§ Requirements: Determine how many lines include the string "index". Output that number only.

§ Dataset content:
- - - - - - -

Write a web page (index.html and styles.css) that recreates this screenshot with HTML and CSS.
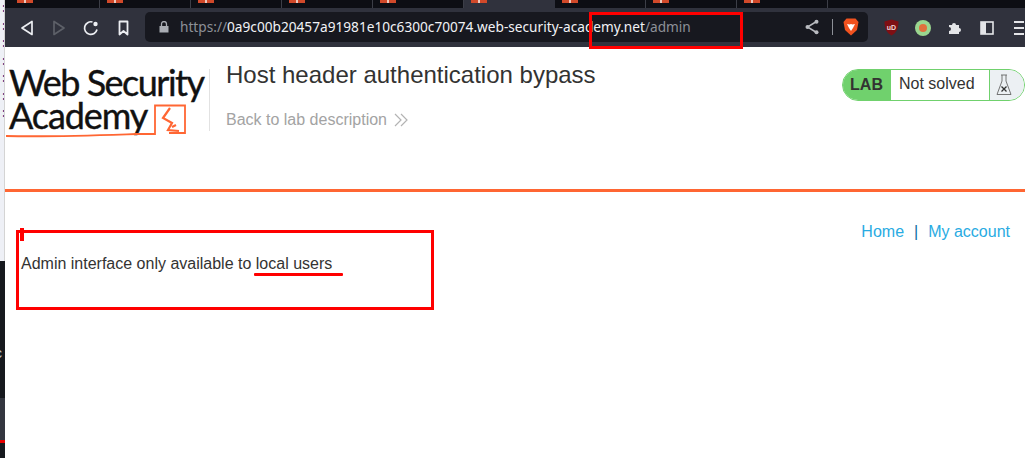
FILE: index.html
```html
<!DOCTYPE html>
<html lang="en">
<head>
<meta charset="utf-8">
<title>Host header authentication bypass</title>
<link rel="stylesheet" href="styles.css">
</head>
<body>
<div class="screen">
  <aside class="strip">
    <div class="strip-code">:<br>:<br>:<br>:<br>:<br>:<br>:</div>
    <div class="strip-dark"><span class="strip-c">c</span></div>
    <div class="strip-mid"></div>
  </aside>
  <div class="window">
    <div class="tabs">
      <div class="tab"><i class="favicon"></i></div>
      <div class="tab"><i class="favicon"></i></div>
      <div class="tab"><i class="favicon"></i></div>
      <div class="tab"><i class="favicon"></i></div>
      <div class="tab"><i class="favicon"></i></div>
      <div class="tab tab-active"><i class="favicon"></i></div>
      <div class="tab"><i class="favicon"></i></div>
      <div class="tab"><i class="favicon"></i></div>
      <div class="tab"><i class="favicon"></i></div>
    </div>
    <div class="toolbar">
      <svg class="tool tool-back" width="16" height="16" viewBox="0 0 16 16"><path d="M13 1.500v13L3 8z" fill="none" stroke="#eceef2" stroke-width="1.700" stroke-linejoin="round"/></svg>
      <svg class="tool tool-fwd" width="16" height="16" viewBox="0 0 16 16"><path d="M3 1.500v13L13 8z" fill="none" stroke="#5d6068" stroke-width="1.700" stroke-linejoin="round"/></svg>
      <svg class="tool tool-reload" width="16" height="16" viewBox="0 0 16 16"><path d="M14 9.500A6.300 6.300 0 1 1 9.500 2" fill="none" stroke="#eceef2" stroke-width="1.700"/><circle cx="12.500" cy="4" r="2.200" fill="#eceef2"/></svg>
      <svg class="tool tool-mark" width="12" height="16" viewBox="0 0 12 16"><path d="M1.500 1.500h8v13L5.500 11l-4 3.500z" fill="none" stroke="#eceef2" stroke-width="1.800" stroke-linejoin="round"/></svg>
      <div class="omnibox">
        <svg class="lock" width="10" height="12" viewBox="0 0 10 12"><path d="M0.500 5h9v6.500h-9z" fill="#a9acb3"/><path d="M2.500 5V3a2.500 2.500 0 0 1 5 0v2" fill="none" stroke="#a9acb3" stroke-width="1.300"/></svg>
        <div class="url"><span class="url-dim">https://</span>0a9c00b20457a91981e10c6300c70074.web-security-academy.net<span class="url-dim">/admin</span></div>
        <svg class="share" width="14" height="16" viewBox="0 0 14 16"><path d="M11.500 2.500L2.500 8l9 5.500" fill="none" stroke="#b9bbc0" stroke-width="1.500"/><circle cx="11.500" cy="2.800" r="2" fill="#b9bbc0"/><circle cx="2.500" cy="8" r="2" fill="#b9bbc0"/><circle cx="11.500" cy="13.200" r="2" fill="#b9bbc0"/></svg>
        <i class="omni-sep"></i>
        <svg class="brave" width="16" height="18" viewBox="0 0 16 18"><path d="M3.500 0.500h9L15.500 4l-1.500 8-6 5.500L2 12 0.500 4z" fill="#f1521f"/><path d="M4 6l2.500 0.500L8 6l1.500 0.500L12 6 10 10l-2 3-2-3z" fill="#fff"/></svg>
      </div>
      <div class="extensions">
        <svg class="ublock" width="15" height="17" viewBox="0 0 15 17"><path d="M7.500 0.500L14.500 2.500c0 6-1.500 11-7 14-5.500-3-7-8-7-14z" fill="#7e0f14"/><text x="7.500" y="10.500" class="ublock-text">uD</text></svg>
        <svg class="dot" width="16" height="16" viewBox="0 0 16 16"><circle cx="8" cy="8" r="8" fill="#9ad68f"/><circle cx="8" cy="8" r="4" fill="#e0703d"/></svg>
        <svg class="puzzle" width="15" height="15" viewBox="0 0 15 15"><path d="M1 5h3a2 2 0 1 1 4 0h3v3a2 2 0 1 1 0 4v2H1v-3a2 2 0 1 0 0-4z" fill="#e4e5e8"/></svg>
        <svg class="panel" width="14" height="14" viewBox="0 0 14 14"><rect x="1" y="1" width="12" height="12" fill="none" stroke="#e4e5e8" stroke-width="1.600"/><rect x="1" y="1" width="5" height="12" fill="#e4e5e8"/></svg>
        <div class="menu"><i></i><i></i><i></i></div>
      </div>
    </div>
    <main class="page">
      <header class="lab-header">
        <div class="logo">
          <div class="logo-line logo-one">Web Security</div>
          <div class="logo-line logo-two">Academy</div>
          <svg class="logo-mark" width="190" height="36" viewBox="0 0 190 36"><path d="M1 32c50 1 100-1 130-2h19V1.500h30V29h-16" fill="none" stroke="#ff6633" stroke-width="1.800"/><path d="M165 4l-7 10 9 5-4 7 11 1m-3-6l-4 2" fill="none" stroke="#ff6633" stroke-width="2.200"/></svg>
        </div>
        <div class="title-block">
          <h2 class="lab-title">Host header authentication bypass</h2>
          <a class="back-link">Back to lab description <span class="chevrons"><svg width="14" height="14" viewBox="0 0 14 14"><path d="M1 1l6 6-6 6M7 1l6 6-6 6" fill="none" stroke="#b3b3b3" stroke-width="1.200"/></svg></span></a>
        </div>
        <div class="status">
          <span class="status-lab">LAB</span>
          <span class="status-text">Not solved</span>
          <span class="status-icon"><svg width="16" height="22" viewBox="0 0 16 22"><path d="M5 1h6M6 1v6L1 20.500h14L10 7V1" fill="none" stroke="#666" stroke-width="0.900"/><path d="M5.500 12.500l5 5m0-5l-5 5" stroke="#333" stroke-width="1.300"/></svg></span>
        </div>
      </header>
      <hr class="rule">
      <nav class="top-links"><a>Home</a><span class="pipe">|</span><a>My account</a></nav>
      <p class="message">Admin interface only available to local users</p>
    </main>
  </div>
</div>
<div class="mark mark-url"></div>
<div class="mark mark-box"></div>
<div class="mark mark-tick"></div>
<div class="mark mark-under"></div>
</body>
</html>
```
FILE: styles.css
```css
* { box-sizing: border-box; }
html, body { margin: 0; height: 100%; overflow: hidden; background: #fff; }
body { font-family: "Liberation Sans", Arial, sans-serif; position: relative; }
.screen { display: flex; width: 1025px; height: 458px; }

.strip { width: 5px; flex: none; display: flex; flex-direction: column; background: #d4d4d4; overflow: hidden; }
.strip-code { height: 261px; width: 4px; background: #eef0f6; color: #22228a; font: 13px/17.500px "Liberation Mono", monospace; overflow: hidden; }
.strip-dark { height: 137px; width: 5px; background: #16191e; color: #c9cdd2; font-size: 14px; overflow: hidden; padding-top: 84px; }
.strip-c { margin-left: -5px; display: block; }
.strip-mid { height: 60px; background: linear-gradient(#33363f 0 42px, #e60000 42px 45px, #16191e 45px); }

.window { flex: 1; min-width: 0; display: flex; flex-direction: column; }
.tabs { height: 8px; background: #0d0e14; display: flex; flex: none; }
.tab { width: 91px; height: 8px; border-right: 1px solid #3c3e47; padding-left: 7px; }
.tab:first-child { width: 95px; padding-left: 12px; }
.tab-active { background: #30323d; border-right: 0; }
.favicon { display: block; width: 16px; height: 3px; background: #d1492a; background-image: linear-gradient(90deg, transparent 7px, #ecc9bd 7px 9px, transparent 9px); }

.toolbar { height: 39px; background: #30323d; display: flex; align-items: center; flex: none; position: relative; }
.tool { flex: none; }
.tool-back { margin-left: 14px; }
.tool-fwd { margin-left: 16px; }
.tool-reload { margin-left: 16px; }
.tool-mark { margin-left: 19px; }
.omnibox { margin-left: 15px; width: 723px; height: 30px; margin-top: -1px; background: #17181f; border-radius: 5px; display: flex; align-items: center; padding-left: 14px; flex: none; }
.lock { flex: none; }
.url { margin-left: 11px; width: 611px; font: 13.660px/20px "Noto Sans", sans-serif; color: #f1f2f5; white-space: nowrap; }
.url-dim { color: #8d9097; }
.share { margin-left: 14px; flex: none; }
.omni-sep { width: 1px; height: 16px; background: #8d9097; margin-left: 13px; flex: none; }
.brave { margin-left: 10px; flex: none; }
.extensions { display: flex; align-items: center; margin-left: 16px; }
.ublock-text { font: bold 7px "Liberation Sans", sans-serif; fill: #f0d5d5; text-anchor: middle; }
.dot { margin-left: 16px; }
.puzzle { margin-left: 17px; }
.panel { margin-left: 17px; }
.menu { margin-left: 20px; width: 10px; display: flex; flex-direction: column; gap: 4px; }
.menu i { display: block; height: 2px; background: #e4e5e8; }

.page { flex: 1; background: #fff; color: #333332; min-height: 0; }
.lab-header { height: 142px; display: flex; align-items: flex-start; position: relative; }
.logo { width: 205px; height: 62px; margin-top: 22px; padding-left: 4px; border-right: 1px solid #e2e2e2; position: relative; color: #111; flex: none; font-family: Lato, "Liberation Sans", sans-serif; }
.logo-line { font-size: 36px; line-height: 33px; letter-spacing: -1.500px; white-space: nowrap; -webkit-text-stroke: 0.400px #111; }
.logo-one { margin-top: -3px; }
.logo-two { letter-spacing: -1.100px; }
.logo-mark { position: absolute; left: 0; top: 35px; }
.title-block { margin-left: 16px; padding-top: 14px; flex: none; }
.lab-title { margin: 0; font-size: 24px; line-height: 28px; font-weight: 400; color: #333332; white-space: nowrap; }
.back-link { display: block; margin-top: 22px; font-size: 16px; line-height: 18px; color: #a3a3a3; white-space: nowrap; }
.chevrons svg { vertical-align: -2px; margin-left: 3px; }
.status { position: absolute; left: 837px; top: 22px; width: 183px; height: 32px; display: flex; border: 1px solid #70d16d; border-radius: 16px; overflow: hidden; background: #fff; }
.status-lab { width: 48px; background: #70d16d; font-weight: 700; font-size: 16px; line-height: 30px; text-align: center; color: #333332; padding-right: 1px; }
.status-text { width: 99px; padding-left: 8px; font-size: 16px; line-height: 28px; color: #333332; border-right: 1px solid #70d16d; }
.status-icon { flex: 1; background: #ecf0f3; padding-left: 6px; padding-top: 4px; }
.rule { margin: 0; height: 3px; border: 0; background: #ff6633; }
.top-links { display: flex; justify-content: flex-end; gap: 10px; padding: 31px 15px 0 0; font-size: 16px; line-height: 18px; color: #29abe2; }
.pipe { color: #0b6e9e; }
.message { margin: 14px 0 0 16px; font-size: 16px; line-height: 18px; color: #333332; }

.mark { position: absolute; }
.mark-url { left: 589px; top: 12px; width: 154px; height: 37px; border: 3px solid #f00; }
.mark-box { left: 16px; top: 230px; width: 418px; height: 80px; border: 3px solid #f00; }
.mark-tick { left: 20px; top: 228px; width: 4px; height: 13px; background: #f00; }
.mark-under { left: 254px; top: 273px; width: 89px; height: 3px; background: #f00; border-radius: 1px; }
```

- - - - - - -

§ The response: 2